Cancel culture is a phrase that we are hearing more and more.
Politicians accuse each other of cancelling. Advocacy groups and lobbyists try to win over politicians by cancelling opposing lobbyists and advocacy groups. Deranged people or just plain haters cancel people in mass shootings.
Have we become the victims of these cancel people and organizations? What should we do to return to a decent and safe culture in our democracy that is based on the pursuit of happiness?
Cancel culture is a modern form of ostracism. When you get cancelled, you are thrust out of a circle of people who communicate online, on social media, or in person. Some religions practice “shunning” when you don’t conform to the norms. This columnist believes that conservatives, liberals, progressives, Republicans, Democrats and Independents cancel and get cancelled in roughly equal numbers. Cancel culture is not the sole province of any group.
U.S. Representative Marjorie Greene was cancelled when she lost all her committees due to espousing crazy conspiracy theories. So, now she roams the halls of Congress with nothing better to do than stand outside Alexandria Ocasio-Cortez’s office yelling for her to come out. Reminds me of Jem and Scott trying to get Boo Radley to come out in “To Kill a Mockingbird.”
Interestingly, AOC has been cancelled herself by being branded a socialist, a communist and an environmentalist.
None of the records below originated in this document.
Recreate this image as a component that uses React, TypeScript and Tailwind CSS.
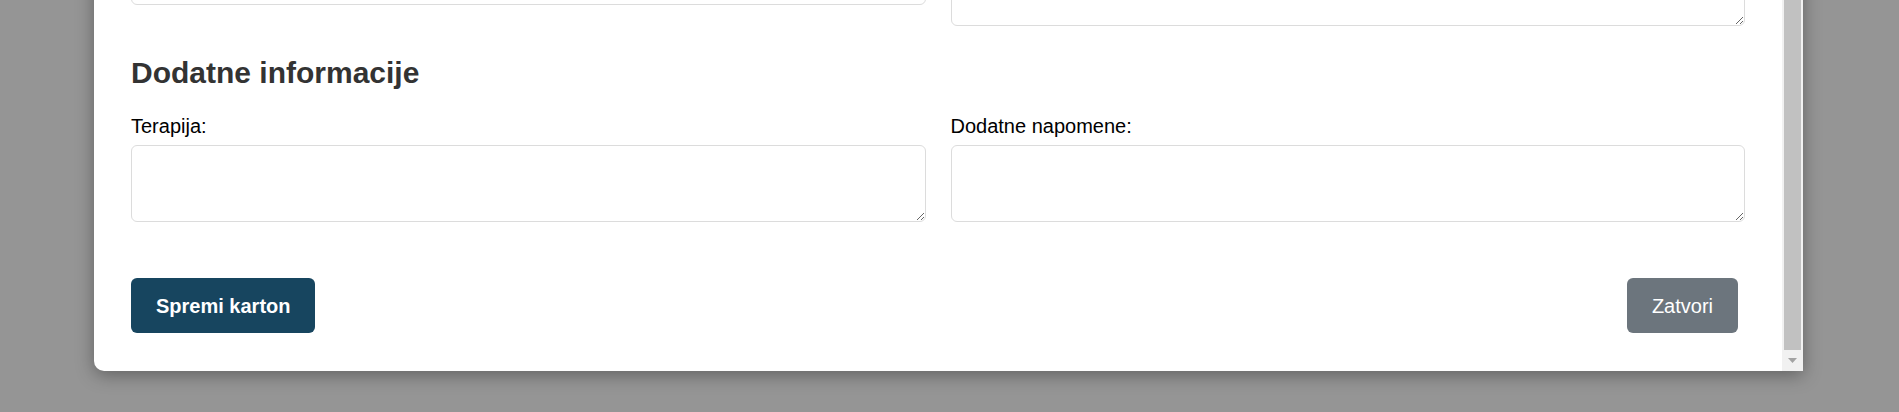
import React from 'react';

interface FieldProps {
    label: string;
}

const TextField: React.FC<FieldProps> = ({ label }) => (
    <div>
        <label className="mb-[6px] block text-[20px] leading-[25px] text-black">{label}</label>
        <textarea className="block h-[77px] w-full rounded-[6px] border border-[#dcdcdc] bg-white px-[15px] py-[8px] text-[20px] outline-none" />
    </div>
);

const Scrollbar: React.FC = () => (
    <div className="flex w-[21px] flex-col bg-[#f1f1f1]">
        <div className="mx-[2px] flex-1 bg-[#c1c1c1]" />
        <div className="flex h-[21px] items-center justify-center">
            <svg width="9" height="5" viewBox="0 0 9 5">
                <polygon points="0,0 9,0 4.5,5" fill="#a3a3a3" />
            </svg>
        </div>
    </div>
);

export default function App() {
    return (
        <div className="h-[412px] w-full overflow-hidden bg-[#959595] font-['Liberation_Sans',Arial,sans-serif]">
            <div className="ml-[94px] mt-[-80px] flex w-[1709px] rounded-bl-[10px] bg-white shadow-[0_4px_18px_rgba(0,0,0,0.35)]">
                <div className="flex-1 px-[37px] pb-[38px] pt-[29px]">
                    {/* previous section, mostly scrolled out of view */}
                    <div className="grid grid-cols-2 items-start gap-x-[25px]">
                        <div className="h-[56px] rounded-[6px] border border-[#dcdcdc]" />
                        <textarea className="block h-[77px] w-full rounded-[6px] border border-[#dcdcdc] bg-white outline-none" />
                    </div>

                    <h3 className="mt-[29px] text-[30px] font-bold leading-[36px] text-[#333333]">
                        Dodatne informacije
                    </h3>

                    <div className="mt-[23px] grid grid-cols-2 gap-x-[25px]">
                        <TextField label="Terapija:" />
                        <TextField label="Dodatne napomene:" />
                    </div>

                    <div className="mt-[56px] flex items-center justify-between">
                        <button className="h-[55px] rounded-[6px] bg-[#17455f] px-[25px] text-[20px] font-bold text-white">
                            Spremi karton
                        </button>
                        <button className="mr-[7px] h-[55px] rounded-[6px] bg-[#6c757d] px-[25px] text-[20px] text-white">
                            Zatvori
                        </button>
                    </div>
                </div>
                <Scrollbar />
            </div>
        </div>
    );
}
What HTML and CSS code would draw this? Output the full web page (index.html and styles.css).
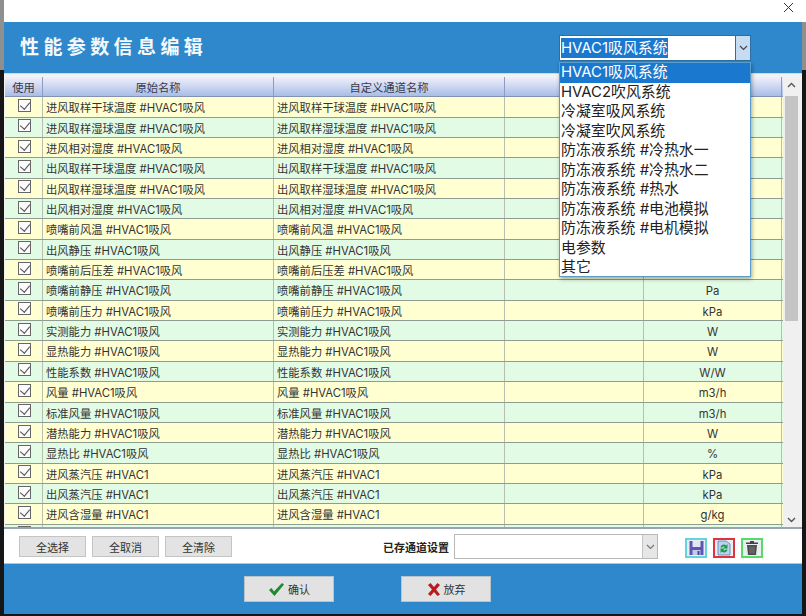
FILE: index.html
```html
<!DOCTYPE html>
<html lang="zh-CN">
<head>
    <meta charset="UTF-8">
    <meta name="viewport" content="width=device-width, initial-scale=1.0">
    <title>性能参数信息编辑</title>
    <link rel="stylesheet" href="styles.css">
</head>
<body>
    <div class="window">
        <div class="titlebar">
            <svg class="close-icon" width="11" height="11" viewBox="0 0 11 11"><path d="M1 1l9 9M10 1l-9 9" stroke="#333" stroke-width="1" fill="none"/></svg>
        </div>

        <div class="header">
            <h1>性能参数信息编辑</h1>
            <div class="system-select">
                <div class="select-box">
                    <span class="select-value"><span class="selected-text">HVAC1吸风系统</span></span>
                    <span class="select-arrow"><svg width="9" height="6" viewBox="0 0 9 6"><path d="M1 1l3.5 3.5L8 1" stroke="#445" stroke-width="1.2" fill="none"/></svg></span>
                </div>
                <ul class="select-menu">
                    <li class="active">HVAC1吸风系统</li>
                    <li>HVAC2吹风系统</li>
                    <li>冷凝室吸风系统</li>
                    <li>冷凝室吹风系统</li>
                    <li>防冻液系统 #冷热水一</li>
                    <li>防冻液系统 #冷热水二</li>
                    <li>防冻液系统 #热水</li>
                    <li>防冻液系统 #电池模拟</li>
                    <li>防冻液系统 #电机模拟</li>
                    <li>电参数</li>
                    <li>其它</li>
                </ul>
            </div>
        </div>

        <div class="table-panel">
            <div class="table-body">
                <div class="row head">
                    <span>使用</span><span>原始名称</span><span>自定义通道名称</span><span></span><span></span>
                </div>
                <div class="row yellow"><span class="use"><i class="check"></i></span><span class="name">进风取样干球温度 #HVAC1吸风</span><span class="name">进风取样干球温度 #HVAC1吸风</span><span></span><span></span></div>
                <div class="row green"><span class="use"><i class="check"></i></span><span class="name">进风取样湿球温度 #HVAC1吸风</span><span class="name">进风取样湿球温度 #HVAC1吸风</span><span></span><span></span></div>
                <div class="row yellow"><span class="use"><i class="check"></i></span><span class="name">进风相对湿度 #HVAC1吸风</span><span class="name">进风相对湿度 #HVAC1吸风</span><span></span><span></span></div>
                <div class="row green"><span class="use"><i class="check"></i></span><span class="name">出风取样干球温度 #HVAC1吸风</span><span class="name">出风取样干球温度 #HVAC1吸风</span><span></span><span></span></div>
                <div class="row yellow"><span class="use"><i class="check"></i></span><span class="name">出风取样湿球温度 #HVAC1吸风</span><span class="name">出风取样湿球温度 #HVAC1吸风</span><span></span><span></span></div>
                <div class="row green"><span class="use"><i class="check"></i></span><span class="name">出风相对湿度 #HVAC1吸风</span><span class="name">出风相对湿度 #HVAC1吸风</span><span></span><span></span></div>
                <div class="row yellow"><span class="use"><i class="check"></i></span><span class="name">喷嘴前风温 #HVAC1吸风</span><span class="name">喷嘴前风温 #HVAC1吸风</span><span></span><span></span></div>
                <div class="row green"><span class="use"><i class="check"></i></span><span class="name">出风静压 #HVAC1吸风</span><span class="name">出风静压 #HVAC1吸风</span><span></span><span></span></div>
                <div class="row yellow"><span class="use"><i class="check"></i></span><span class="name">喷嘴前后压差 #HVAC1吸风</span><span class="name">喷嘴前后压差 #HVAC1吸风</span><span></span><span></span></div>
                <div class="row green"><span class="use"><i class="check"></i></span><span class="name">喷嘴前静压 #HVAC1吸风</span><span class="name">喷嘴前静压 #HVAC1吸风</span><span></span><span>Pa</span></div>
                <div class="row yellow"><span class="use"><i class="check"></i></span><span class="name">喷嘴前压力 #HVAC1吸风</span><span class="name">喷嘴前压力 #HVAC1吸风</span><span></span><span>kPa</span></div>
                <div class="row green"><span class="use"><i class="check"></i></span><span class="name">实测能力 #HVAC1吸风</span><span class="name">实测能力 #HVAC1吸风</span><span></span><span>W</span></div>
                <div class="row yellow"><span class="use"><i class="check"></i></span><span class="name">显热能力 #HVAC1吸风</span><span class="name">显热能力 #HVAC1吸风</span><span></span><span>W</span></div>
                <div class="row green"><span class="use"><i class="check"></i></span><span class="name">性能系数 #HVAC1吸风</span><span class="name">性能系数 #HVAC1吸风</span><span></span><span>W/W</span></div>
                <div class="row yellow"><span class="use"><i class="check"></i></span><span class="name">风量 #HVAC1吸风</span><span class="name">风量 #HVAC1吸风</span><span></span><span>m3/h</span></div>
                <div class="row green"><span class="use"><i class="check"></i></span><span class="name">标准风量 #HVAC1吸风</span><span class="name">标准风量 #HVAC1吸风</span><span></span><span>m3/h</span></div>
                <div class="row yellow"><span class="use"><i class="check"></i></span><span class="name">潜热能力 #HVAC1吸风</span><span class="name">潜热能力 #HVAC1吸风</span><span></span><span>W</span></div>
                <div class="row green"><span class="use"><i class="check"></i></span><span class="name">显热比 #HVAC1吸风</span><span class="name">显热比 #HVAC1吸风</span><span></span><span>%</span></div>
                <div class="row yellow"><span class="use"><i class="check"></i></span><span class="name">进风蒸汽压 #HVAC1</span><span class="name">进风蒸汽压 #HVAC1</span><span></span><span>kPa</span></div>
                <div class="row green"><span class="use"><i class="check"></i></span><span class="name">出风蒸汽压 #HVAC1</span><span class="name">出风蒸汽压 #HVAC1</span><span></span><span>kPa</span></div>
                <div class="row yellow"><span class="use"><i class="check"></i></span><span class="name">进风含湿量 #HVAC1</span><span class="name">进风含湿量 #HVAC1</span><span></span><span>g/kg</span></div>
                <div class="row green"><span class="use"><i class="check"></i></span><span class="name"></span><span class="name"></span><span></span><span></span></div>
            </div>
            <div class="scrollbar">
                <svg width="9" height="6" viewBox="0 0 9 6"><path d="M1 5l3.5-3.5L8 5" stroke="#555" stroke-width="1.4" fill="none"/></svg>
                <div class="scroll-track"><div class="scroll-thumb"></div></div>
                <svg width="9" height="6" viewBox="0 0 9 6"><path d="M1 1l3.5 3.5L8 1" stroke="#555" stroke-width="1.4" fill="none"/></svg>
            </div>
        </div>

        <div class="toolbar">
            <div class="toolbar-buttons">
                <button class="btn-small">全选择</button>
                <button class="btn-small">全取消</button>
                <button class="btn-small">全清除</button>
            </div>
            <label class="saved-label">已存通道设置</label>
            <div class="saved-select">
                <span class="saved-value"></span>
                <span class="saved-arrow"><svg width="9" height="6" viewBox="0 0 9 6"><path d="M1 1l3.5 3.5L8 1" stroke="#777" stroke-width="1.2" fill="none"/></svg></span>
            </div>
            <div class="tool-icons">
                <span class="tool-icon cyan">
                    <svg width="17" height="16" viewBox="0 0 16 16"><path d="M1 1h14v14H1z" fill="#5d55b5"/><path d="M4 1h8v6H4z" fill="#e4e4f2"/><path d="M4 10h8v5H4z" fill="#c9c9e4"/><path d="M9 11h2v4H9z" fill="#4a4399"/></svg>
                </span>
                <span class="tool-icon red">
                    <svg width="14" height="16" viewBox="0 0 14 16"><path d="M1 1h8l4 3v11H1z" fill="#bcd3ee" stroke="#5580b0" stroke-width=".8"/><path d="M3.500 7.500a3.300 3.300 0 0 1 5.700-2L10.500 4v4.500H6.300l1.500-1.500a1.600 1.600 0 0 0-2.600.500z" fill="#1c9a46"/><path d="M10.500 9.500a3.300 3.300 0 0 1-5.700 2L3.500 13V8.500h4.200L6.200 10a1.600 1.600 0 0 0 2.600-.500z" fill="#1c9a46"/></svg>
                </span>
                <span class="tool-icon lime">
                    <svg width="14" height="16" viewBox="0 0 14 16"><path d="M5 1h4v1.500h4V4H1V2.500h4z" fill="#444"/><path d="M2 5h10l-1 10H3z" fill="#4a4a4a"/><path d="M5 6.500v7M7 6.500v7M9 6.500v7" stroke="#8c8c8c" stroke-width=".8"/></svg>
                </span>
            </div>
        </div>

        <div class="footer">
            <button class="btn-main">
                <svg width="17" height="15" viewBox="0 0 17 15"><path d="M1 8l2.500-2 2.500 3.500L14 1l2 1.500L6.500 14z" fill="#1d8a2c"/></svg>
                确认
            </button>
            <button class="btn-main">
                <svg width="14" height="15" viewBox="0 0 14 15"><path d="M1 3l2.500-2L7 5l3.500-4L13 3 9 7.500l4 5L10.500 14 7 10l-3.500 4L1 12l4-4.500z" fill="#b81c1a"/></svg>
                放弃
            </button>
        </div>
    </div>
</body>
</html>
```

FILE: styles.css
```css
* {
    box-sizing: border-box;
}
body {
    margin: 0;
    width: 806px;
    height: 616px;
    overflow: hidden;
    background: linear-gradient(#8f8f8f 0, #8f8f8f 70px, #161616 70px);
    font-family: Inter, "Noto Sans CJK SC", sans-serif;
    font-size: 11px;
    color: #333333;
}
.window {
    margin-left: 4px;
    width: 798px;
    height: 614px;
    display: flex;
    flex-direction: column;
    background-color: #ffffff;
}
.titlebar {
    height: 22px;
    flex: none;
    margin-right: -4px;
    background-color: #ffffff;
    display: flex;
    justify-content: flex-end;
    align-items: flex-start;
    padding: 2px 12px 0 0;
}
.header {
    height: 51px;
    flex: none;
    background-color: #2f88cb;
    display: flex;
    justify-content: space-between;
    padding: 13px 51px 0 16px;
}
.header h1 {
    margin: 0;
    font-size: 19px;
    line-height: 26px;
    letter-spacing: 4.4px;
    font-weight: bold;
    color: #f4f8fb;
}
.system-select {
    position: relative;
    width: 192px;
    font-size: 14.9px;
}
.select-box {
    display: flex;
    height: 26px;
    background-color: #ffffff;
    border: 1px solid #2a6fa8;
}
.select-value {
    flex: 1;
    padding: 2px 1px;
    line-height: 20px;
    color: #ffffff;
}
.selected-text {
    background-color: #1a78cf;
    display: inline-block;
    height: 20px;
}
.select-arrow {
    width: 15px;
    background-color: #c6dcf0;
    border-left: 1px solid #2a6fa8;
    display: flex;
    align-items: center;
    justify-content: center;
}
.select-menu {
    position: absolute;
    top: 27px;
    left: 0;
    right: 0;
    margin: 0;
    padding: 0;
    height: 215px;
    list-style: none;
    background-color: #ffffff;
    border: 1px solid #5a9ccc;
    box-shadow: 1px 2px 4px rgba(0, 0, 0, 0.35);
    z-index: 5;
}
.select-menu li {
    height: 19.5px;
    line-height: 19.5px;
    padding-left: 1px;
    color: #222222;
    white-space: nowrap;
}
.select-menu li.active {
    background-color: #1a78cf;
    color: #ffffff;
}
.table-panel {
    height: 456px;
    flex: none;
    display: flex;
    padding: 3px 1px 0 1px;
    background-color: #f2f2f2;
    border-top: 1px solid #d8d8d8;
    border-bottom: 2px solid #9aa4ac;
    overflow: hidden;
}
.table-body {
    width: 778px;
    flex: none;
}
.row {
    display: grid;
    grid-template-columns: 38px 231px 231px 139px 138px;
    height: 20.35px;
    font-size: 11.3px;
    line-height: 22px;
    text-align: center;
    border-bottom: 1px solid #8e9c92;
}
.row span {
    border-right: 1px solid #b9bfae;
    overflow: hidden;
    white-space: nowrap;
}
.row .name {
    text-align: left;
    padding-left: 3px;
}
.row.head {
    background: linear-gradient(#f0f0fb, #a9bde8);
    color: #3a3a4a;
    border-bottom: 1px solid #8392b0;
}
.row.head span {
    border-right: 1px solid #8c9bc0;
}
.row.yellow {
    background-color: #ffffd2;
}
.row.green {
    background-color: #e2fbe4;
}
.use {
    display: flex;
    justify-content: center;
    align-items: center;
    padding: 0 0 3px 1px;
}
.check {
    display: block;
    width: 13px;
    height: 13px;
    border: 1px solid #666666;
    background-color: #fbfbfb;
    position: relative;
}
.check::after {
    content: "";
    position: absolute;
    left: 3px;
    top: 0;
    width: 5px;
    height: 8px;
    border: solid #555555;
    border-width: 0 1.4px 1.4px 0;
    transform: rotate(40deg);
}
.scrollbar {
    width: 17px;
    flex: none;
    display: flex;
    flex-direction: column;
    align-items: center;
    padding-top: 5px;
    background-color: #f0f0f0;
    height: 449px;
}
.scroll-track {
    flex: 1;
    width: 100%;
    padding: 5px 2px;
}
.scroll-thumb {
    height: 225px;
    background-color: #c4c4c4;
}
.scrollbar svg {
    flex: none;
    margin-bottom: 3px;
}
.toolbar {
    height: 35px;
    flex: none;
    display: flex;
    align-items: center;
    background-color: #ffffff;
    border-bottom: 1px solid #b9c4cc;
    padding: 1px 0 0 15px;
}
.toolbar-buttons {
    display: flex;
    gap: 6px;
    width: 364px;
}
.btn-small {
    width: 67px;
    height: 21px;
    padding: 0;
    font: inherit;
    color: #333333;
    background-color: #e3e3e3;
    border: 1px solid #c4c4c4;
}
.saved-label {
    width: 71px;
    font-weight: bold;
    color: #222222;
}
.saved-select {
    width: 204px;
    height: 25px;
    display: flex;
    background-color: #ffffff;
    border: 1px solid #b8b8b8;
}
.saved-value {
    flex: 1;
}
.saved-arrow {
    width: 15px;
    background-color: #e6e6e6;
    border-left: 1px solid #c4c4c4;
    display: flex;
    align-items: center;
    justify-content: center;
}
.tool-icons {
    display: flex;
    gap: 6px;
    margin: 2px 0 0 27px;
}
.tool-icon {
    width: 22px;
    height: 20px;
    border: 2px solid;
    display: flex;
    align-items: center;
    justify-content: center;
    background-color: #e8eef2;
}
.tool-icon.cyan {
    border-color: #63d3dc;
}
.tool-icon.red {
    border-color: #e0333f;
}
.tool-icon.lime {
    border-color: #55dc66;
}
.footer {
    flex: 1;
    display: flex;
    justify-content: flex-start;
    gap: 67px;
    padding: 12px 0 0 240px;
    background-color: #2f88cb;
}
.btn-main {
    width: 90px;
    height: 26px;
    padding: 0;
    font: inherit;
    color: #333333;
    background-color: #e2e2e2;
    border: 1px solid #b8c4cc;
    display: flex;
    align-items: center;
    justify-content: center;
    gap: 3px;
}
```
What about Liz Cheney? A true conservative got cancelled by her own party because she wanted the truth to be told by her colleagues. What a shameful way to behave.
History gets cancelled as well. The effort to remove Confederate statues, anything honoring Christopher Columbus, misogynistic abusers of women and an ever-expanding variety of politically incorrect words are a form of cancel culture. Should we cancel these actions or symbols that are painful to the victims or descendants of victims of cultural misbehavior like slavery, mistreatment of native peoples, abused women and brutes who cannot control their language?
Cancelled history is a tough one. Should we obliterate the past with alternate facts or removal of anything that offends somebody? Should we learn by what these offending acts were and find a way to teach our young people right from wrong with a balanced approach to learning? Whatever the answer, don’t let the legislature determine what should and should not be taught in public tax supported schools. Leave that to the professionals within the limits of our Constitutional rights.
Cancel culture is here to stay. The great purveyor of terminological inexactitudes, Twitter, stopped allowing Donald Trump to tweet incendiary statements that led to people being killed in the Jan. 6 Insurrection at the Capital. Sports, arts and media stars are cancelled for the aberrant behaviors and stupid blurting out of their normally suppressed beliefs. Wayne La Pierre’s crooked administration of the NRA and the organization’s subsequent bankruptcy will result in his being cancelled.
None of us are so dumb as to buy a bridge in Brooklyn. So when you want to cancel someone or what they believe, put yourself in their shoes and then make up your mind.